Specifically, sometime between now and next year, HMRC is going to begin to take a closer look at e-marketplaces and people who provide private tuition and coaching.
Targets will be people who use e-marketplaces (like, for example e-bay) to buy or sell goods as a trade or business and fail to pay tax on the proceeds, and professionals who are in a position to earn money by providing tuition and coaching (either as a main or secondary income) in cash and on, as it were, 'the black'.
HMRC's Director of Risk and Intelligence said that HMRC wanted 'the views and experience of people and organisations outside his department to play a fuller part in the campaigns we design for customers', and hoped that it would be possible to maximise the 'exchange of information'.

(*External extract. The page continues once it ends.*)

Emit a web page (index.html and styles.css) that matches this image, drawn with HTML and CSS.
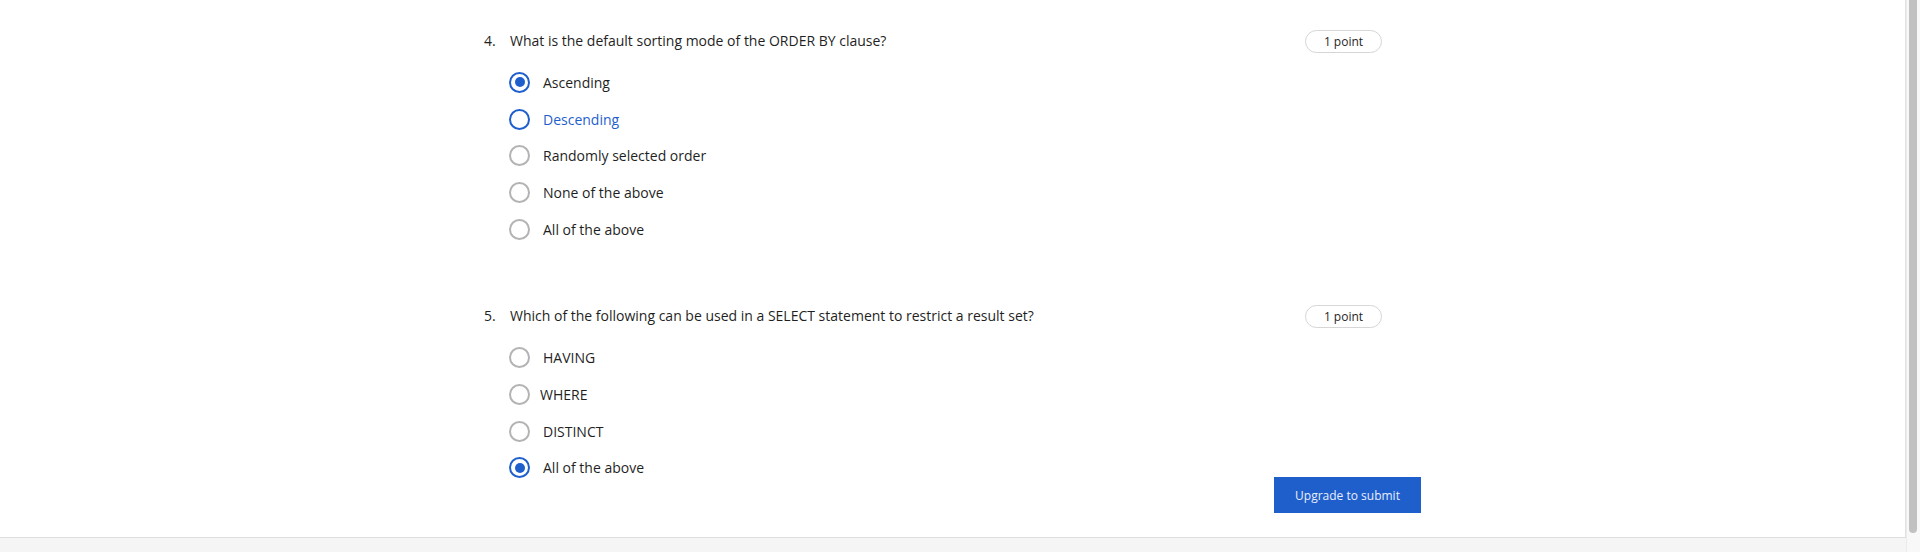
FILE: index.html
```html
<!DOCTYPE html>
<html lang="en">
<head>
<meta charset="utf-8">
<title>Quiz</title>
<link rel="stylesheet" href="styles.css">
</head>
<body>
<div class="viewport">
  <div class="main">
    <div class="panel">
      <div class="content">
        <section class="question q4">
          <div class="q-head">
            <span class="q-num">4.</span>
            <span class="q-text">What is the default sorting mode of the ORDER BY clause?</span>
            <span class="badge">1 point</span>
          </div>
          <ul class="options">
            <li class="option"><span class="radio checked"></span><span class="label">Ascending</span></li>
            <li class="option hover"><span class="radio"></span><span class="label">Descending</span></li>
            <li class="option"><span class="radio"></span><span class="label">Randomly selected order</span></li>
            <li class="option"><span class="radio"></span><span class="label">None of the above</span></li>
            <li class="option"><span class="radio"></span><span class="label">All of the above</span></li>
          </ul>
        </section>
        <section class="question q5">
          <div class="q-head">
            <span class="q-num">5.</span>
            <span class="q-text">Which of the following can be used in a SELECT statement to restrict a result set?</span>
            <span class="badge">1 point</span>
          </div>
          <div class="q-body">
            <ul class="options">
              <li class="option"><span class="radio"></span><span class="label">HAVING</span></li>
              <li class="option"><span class="radio"></span><span class="label tight">WHERE</span></li>
              <li class="option"><span class="radio"></span><span class="label">DISTINCT</span></li>
              <li class="option"><span class="radio checked"></span><span class="label">All of the above</span></li>
            </ul>
            <button class="submit" type="button">Upgrade to submit</button>
          </div>
        </section>
      </div>
    </div>
  </div>
  <div class="scrollbar"><div class="thumb"></div></div>
</div>
</body>
</html>
```

FILE: styles.css
```css
* { box-sizing: border-box; }
html, body { margin: 0; padding: 0; }
body {
  font-family: "Open Sans", "Noto Sans", sans-serif;
  color: #1f1f1f;
  background: #f5f5f5;
  width: 1920px;
  height: 552px;
  overflow: hidden;
}
.viewport {
  display: flex;
  height: 552px;
}
.main {
  flex: 1;
  display: flex;
  flex-direction: column;
  background: #f5f5f5;
}
.panel {
  height: 538px;
  background: #fff;
  border-right: 1px solid #e2e2e2;
  border-bottom: 1px solid #dedede;
}
.content {
  margin-left: 484px;
  width: 937px;
  padding-top: 31px;
}
.q-head {
  display: flex;
  align-items: center;
  height: 20px;
  font-size: 14px;
  line-height: 20px;
}
.q-num { width: 26px; }
.q-text { flex: 1; }
.badge {
  width: 77px;
  height: 23px;
  margin-right: 39px;
  border: 1px solid #d6d6d6;
  border-radius: 12px;
  font-size: 12px;
  line-height: 21px;
  text-align: center;
  color: #1f1f1f;
}
.options {
  list-style: none;
  margin: 0;
  padding: 0 0 0 25px;
}
.q4 .options { padding-top: 13px; }
.option {
  display: flex;
  align-items: center;
  height: 36.7px;
  font-size: 14px;
}
.radio {
  width: 21px;
  height: 21px;
  border: 2px solid #b3b3b3;
  border-radius: 50%;
  flex: none;
  display: flex;
  align-items: center;
  justify-content: center;
}
.radio.checked, .option.hover .radio {
  border-color: #1f5fcc;
}
.radio.checked::after {
  content: "";
  width: 10px;
  height: 10px;
  border-radius: 50%;
  background: #1f5fcc;
}
.label { margin-left: 13px; }
.label.tight { margin-left: 10px; }
.option.hover .label { color: #1f5fcc; }
.q5 { margin-top: 59px; }
.q-body {
  display: flex;
  justify-content: space-between;
  align-items: flex-end;
  padding-top: 13px;
}
.q5 .options { padding-bottom: 27px; }
.submit {
  width: 147px;
  height: 36px;
  border: 0;
  border-radius: 0;
  background: #1f5fcc;
  color: #e8eefa;
  font-family: "Open Sans", "Noto Sans", sans-serif;
  font-size: 12px;
  padding: 0;
  margin-bottom: 0;
}
.scrollbar {
  width: 14px;
  height: 552px;
  background: #f8f8f8;
  border-left: 1px solid #ebebeb;
  padding-left: 2px;
}
.thumb {
  width: 8px;
  height: 533px;
  background: #c1c1c1;
  border-radius: 0 0 4px 4px;
}
```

He added that HMRC would use the information it gathered to pursue people who chose 'not to use the opportunities provided for them to put their affairs in order on the best possible terms'.

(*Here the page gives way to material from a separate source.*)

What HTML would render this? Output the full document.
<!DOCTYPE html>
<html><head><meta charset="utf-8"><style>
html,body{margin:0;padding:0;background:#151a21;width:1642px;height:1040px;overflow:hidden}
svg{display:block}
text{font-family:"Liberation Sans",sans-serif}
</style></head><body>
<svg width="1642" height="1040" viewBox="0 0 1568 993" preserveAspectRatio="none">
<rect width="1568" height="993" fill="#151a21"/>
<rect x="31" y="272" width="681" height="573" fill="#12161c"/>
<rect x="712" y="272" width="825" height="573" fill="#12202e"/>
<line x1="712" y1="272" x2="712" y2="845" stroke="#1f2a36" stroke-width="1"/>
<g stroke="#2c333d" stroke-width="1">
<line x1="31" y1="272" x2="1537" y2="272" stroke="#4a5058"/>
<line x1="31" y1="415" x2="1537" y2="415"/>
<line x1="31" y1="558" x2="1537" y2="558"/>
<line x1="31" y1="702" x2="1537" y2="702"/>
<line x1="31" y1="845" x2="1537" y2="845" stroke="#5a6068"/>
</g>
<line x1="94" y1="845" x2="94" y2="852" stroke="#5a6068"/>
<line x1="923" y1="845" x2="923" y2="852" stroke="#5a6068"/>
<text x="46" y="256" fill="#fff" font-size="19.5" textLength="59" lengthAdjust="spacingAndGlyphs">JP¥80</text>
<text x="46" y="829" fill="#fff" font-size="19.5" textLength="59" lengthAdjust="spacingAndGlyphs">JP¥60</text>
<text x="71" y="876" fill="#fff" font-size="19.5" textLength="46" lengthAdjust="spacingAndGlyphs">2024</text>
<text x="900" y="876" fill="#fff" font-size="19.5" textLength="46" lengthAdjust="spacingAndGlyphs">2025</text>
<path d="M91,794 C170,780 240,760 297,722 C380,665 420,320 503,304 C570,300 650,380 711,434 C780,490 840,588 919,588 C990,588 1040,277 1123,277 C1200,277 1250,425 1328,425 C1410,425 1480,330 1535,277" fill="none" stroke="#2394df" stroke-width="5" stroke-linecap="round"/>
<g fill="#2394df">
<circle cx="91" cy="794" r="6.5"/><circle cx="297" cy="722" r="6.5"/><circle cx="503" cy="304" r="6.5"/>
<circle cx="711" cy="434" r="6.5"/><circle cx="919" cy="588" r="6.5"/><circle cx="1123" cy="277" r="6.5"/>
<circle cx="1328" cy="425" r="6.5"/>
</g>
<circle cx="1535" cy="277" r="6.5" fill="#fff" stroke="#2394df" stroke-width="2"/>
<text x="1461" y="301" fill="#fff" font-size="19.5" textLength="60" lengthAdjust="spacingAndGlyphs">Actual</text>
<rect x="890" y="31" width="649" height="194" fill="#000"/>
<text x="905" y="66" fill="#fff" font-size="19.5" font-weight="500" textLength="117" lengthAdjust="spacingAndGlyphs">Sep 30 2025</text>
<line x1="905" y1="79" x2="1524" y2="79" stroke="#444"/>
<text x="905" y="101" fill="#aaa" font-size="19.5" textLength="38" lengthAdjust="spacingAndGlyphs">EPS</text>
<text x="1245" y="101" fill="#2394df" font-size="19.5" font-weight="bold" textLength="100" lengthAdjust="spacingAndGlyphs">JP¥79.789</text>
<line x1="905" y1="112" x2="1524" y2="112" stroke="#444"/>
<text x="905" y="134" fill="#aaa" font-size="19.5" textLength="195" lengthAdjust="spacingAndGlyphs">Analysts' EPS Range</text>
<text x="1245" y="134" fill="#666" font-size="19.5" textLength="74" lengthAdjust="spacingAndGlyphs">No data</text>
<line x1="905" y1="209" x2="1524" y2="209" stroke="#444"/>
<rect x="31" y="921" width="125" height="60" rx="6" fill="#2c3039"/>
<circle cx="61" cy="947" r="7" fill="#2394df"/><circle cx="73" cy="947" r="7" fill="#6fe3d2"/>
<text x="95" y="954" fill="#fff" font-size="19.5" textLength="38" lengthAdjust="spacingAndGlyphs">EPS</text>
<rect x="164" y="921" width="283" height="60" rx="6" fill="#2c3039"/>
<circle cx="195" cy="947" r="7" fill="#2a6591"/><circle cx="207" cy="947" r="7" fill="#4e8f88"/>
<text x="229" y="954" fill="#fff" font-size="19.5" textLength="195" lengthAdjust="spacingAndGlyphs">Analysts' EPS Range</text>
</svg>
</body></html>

I have no objection to HMRC looking for the money it is owed in taxes. It has a right to do so, and it is right to do so.
I do, though, find it very objectionable indeed that a spokesman for a UK Government Department feels that it is right to invite people (however obliquely) to snitch on their service providers, friends and neighbours. Sadly, there are people who will see that invitation purely and simply as an opportunity to make life difficult for other people, and it is therefore to be hoped that HMRC staff will be able to sort the wheat from the chaff when those nasty little calls start to come in - as I have no doubt they will.
As a timely reminder to anyone who needs it: many an unpleasant regime has been built upon and perpetuated by encouraging (or, indeed, forcing!) its citizens to snitch on each other. Theirs is not an example we should wish to follow.